Over the summer, I got a chance to be free from many of the world’s distractions– my phone, the noise of cities, financial worry, and the breakneck pace of modern life. So much of my life was simple– I was supported in body and soul in every necessary way. Yet, I was still burdened by anxiety, regret, and fear, as on that one morning in the kitchen before Adoration. It was in this place of simplicity that the Lord was able to remove these burdens and instruct my heart in joyful acceptance and trust. 

God’s will can be hard to conceptualize. Often we think that God’s will is some grand plan for our future that we have to figure out, which can be paralyzing. I found myself regularly worrying about the future over my summer, wondering what life might be like after camp, wondering if I myself would be different or if I’d feel the same, wondering what senior year would be like, wondering what would come next

Anticipation, dreaming, and planning for the future are all good things. Dwelling with fear on a future that does not yet exist is not. Routinely, in my life at camp, the Lord directed me not to “plunge into the future”. 

Learning to dwell in the present came slowly to me, but I found that remaining in what was happening led to more fruitful conversations, more generous service, and deeper prayer. I distinctly remember one visiting priest’s homily at a Mass held outdoors at the mercy of Colorado weather conditions. 

As a borderline deafening wind buffeted us all, my mind wandered and I wished for warmth and the passage of time. Then, as though hushing to listen, the wind stopped, and Father said, “God is only in what’s real.” This sentence, piercing in its truth, changed the way I regarded my everyday tasks and their connection to God’s will. 

My so-called “yays” (the word “chores” was strictly outlawed)—soaking altar linens, picking up trash, cleaning porta-potties, cooking breakfast, and washing dishes—were not meaningless tasks any longer, but a tangible path for encounter with the Lord. I did not have to scour an imaginary future for God’s will, for He was already moving in the one thing “precious to me,” the present: real, raw, and beautiful. The more I internalized this truth, the more loath I was to lose a single mundane moment.

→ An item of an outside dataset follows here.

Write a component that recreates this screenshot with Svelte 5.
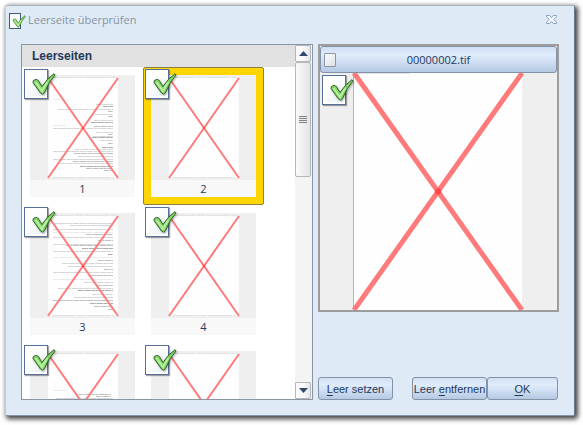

I view each and every memory I have of this summer, good or challenging, with deep gratitude. I could mourn over the fact that this time is slipping into the past, that the marks of this time, the joyful faces and the smell of black coffee in the morning, the vermilion mountain sunsets and the jokes met with side-splitting laughs, are getting harder to remember. Instead,  for possibly the first time in my life, I am learning to be content, dwelling in the knowledge that God is here in the present, flooding my life with the “grace of [His] omnipotence”. Believing in a God Who is good means I must believe that I am right where I need to be. The boring, the difficult, the joyful, and the simple are where God is, if only I look. Thoughts of the past and fears of the future will come and go, but now, this moment, the real, is a sheer gift of the Father that I am called to receive. In every moment, I resolve to stop clinging to the past and grasping for the future, and, “like a child,” reach for the Father instead– for what is required of the receiver of a gift but open hands?